▶ Provided data:
-- START --

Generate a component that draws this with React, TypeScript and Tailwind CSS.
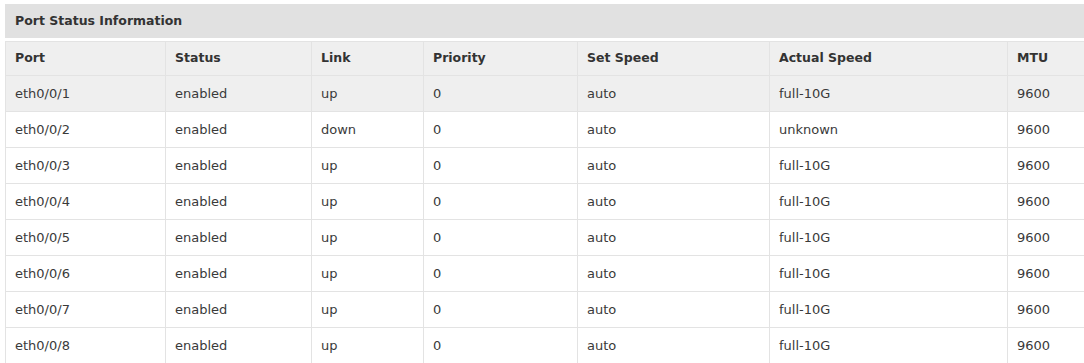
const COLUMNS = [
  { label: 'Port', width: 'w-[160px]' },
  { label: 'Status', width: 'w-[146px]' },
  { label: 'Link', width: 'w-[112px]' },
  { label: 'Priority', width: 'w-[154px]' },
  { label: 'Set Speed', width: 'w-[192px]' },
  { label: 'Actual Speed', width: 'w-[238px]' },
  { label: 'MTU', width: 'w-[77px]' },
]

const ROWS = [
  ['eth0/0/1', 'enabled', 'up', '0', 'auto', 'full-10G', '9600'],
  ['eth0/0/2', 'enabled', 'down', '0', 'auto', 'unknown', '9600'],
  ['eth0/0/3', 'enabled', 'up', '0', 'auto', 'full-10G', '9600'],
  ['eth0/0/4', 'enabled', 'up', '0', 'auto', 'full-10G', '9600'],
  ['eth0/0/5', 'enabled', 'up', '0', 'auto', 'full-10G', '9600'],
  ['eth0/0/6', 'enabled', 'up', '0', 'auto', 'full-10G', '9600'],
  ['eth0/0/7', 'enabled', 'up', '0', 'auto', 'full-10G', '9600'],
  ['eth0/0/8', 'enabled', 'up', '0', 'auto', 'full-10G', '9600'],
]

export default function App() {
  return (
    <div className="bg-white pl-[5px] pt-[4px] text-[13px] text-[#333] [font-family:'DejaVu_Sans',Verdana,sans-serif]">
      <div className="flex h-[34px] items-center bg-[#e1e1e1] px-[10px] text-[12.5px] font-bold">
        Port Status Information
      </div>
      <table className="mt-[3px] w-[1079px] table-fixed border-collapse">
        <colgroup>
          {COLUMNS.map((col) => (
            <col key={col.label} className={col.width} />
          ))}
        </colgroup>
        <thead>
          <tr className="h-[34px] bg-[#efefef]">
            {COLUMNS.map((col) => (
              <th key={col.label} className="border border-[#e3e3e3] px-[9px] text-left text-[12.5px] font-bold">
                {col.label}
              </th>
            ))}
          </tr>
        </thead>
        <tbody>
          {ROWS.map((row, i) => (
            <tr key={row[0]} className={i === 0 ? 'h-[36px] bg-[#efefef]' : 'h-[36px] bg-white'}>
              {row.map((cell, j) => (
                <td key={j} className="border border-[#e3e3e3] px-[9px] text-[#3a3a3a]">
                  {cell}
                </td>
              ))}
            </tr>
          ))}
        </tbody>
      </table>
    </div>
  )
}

-- END --

▶ Problem statement:
Transcribe the whole listing, character for character, but not its images.

▶ Result of the exercise:
Generate a component that draws this with React, TypeScript and Tailwind CSS.
const COLUMNS = [
  { label: 'Port', width: 'w-[160px]' },
  { label: 'Status', width: 'w-[146px]' },
  { label: 'Link', width: 'w-[112px]' },
  { label: 'Priority', width: 'w-[154px]' },
  { label: 'Set Speed', width: 'w-[192px]' },
  { label: 'Actual Speed', width: 'w-[238px]' },
  { label: 'MTU', width: 'w-[77px]' },
]

const ROWS = [
  ['eth0/0/1', 'enabled', 'up', '0', 'auto', 'full-10G', '9600'],
  ['eth0/0/2', 'enabled', 'down', '0', 'auto', 'unknown', '9600'],
  ['eth0/0/3', 'enabled', 'up', '0', 'auto', 'full-10G', '9600'],
  ['eth0/0/4', 'enabled', 'up', '0', 'auto', 'full-10G', '9600'],
  ['eth0/0/5', 'enabled', 'up', '0', 'auto', 'full-10G', '9600'],
  ['eth0/0/6', 'enabled', 'up', '0', 'auto', 'full-10G', '9600'],
  ['eth0/0/7', 'enabled', 'up', '0', 'auto', 'full-10G', '9600'],
  ['eth0/0/8', 'enabled', 'up', '0', 'auto', 'full-10G', '9600'],
]

export default function App() {
  return (
    <div className="bg-white pl-[5px] pt-[4px] text-[13px] text-[#333] [font-family:'DejaVu_Sans',Verdana,sans-serif]">
      <div className="flex h-[34px] items-center bg-[#e1e1e1] px-[10px] text-[12.5px] font-bold">
        Port Status Information
      </div>
      <table className="mt-[3px] w-[1079px] table-fixed border-collapse">
        <colgroup>
          {COLUMNS.map((col) => (
            <col key={col.label} className={col.width} />
          ))}
        </colgroup>
        <thead>
          <tr className="h-[34px] bg-[#efefef]">
            {COLUMNS.map((col) => (
              <th key={col.label} className="border border-[#e3e3e3] px-[9px] text-left text-[12.5px] font-bold">
                {col.label}
              </th>
            ))}
          </tr>
        </thead>
        <tbody>
          {ROWS.map((row, i) => (
            <tr key={row[0]} className={i === 0 ? 'h-[36px] bg-[#efefef]' : 'h-[36px] bg-white'}>
              {row.map((cell, j) => (
                <td key={j} className="border border-[#e3e3e3] px-[9px] text-[#3a3a3a]">
                  {cell}
                </td>
              ))}
            </tr>
          ))}
        </tbody>
      </table>
    </div>
  )
}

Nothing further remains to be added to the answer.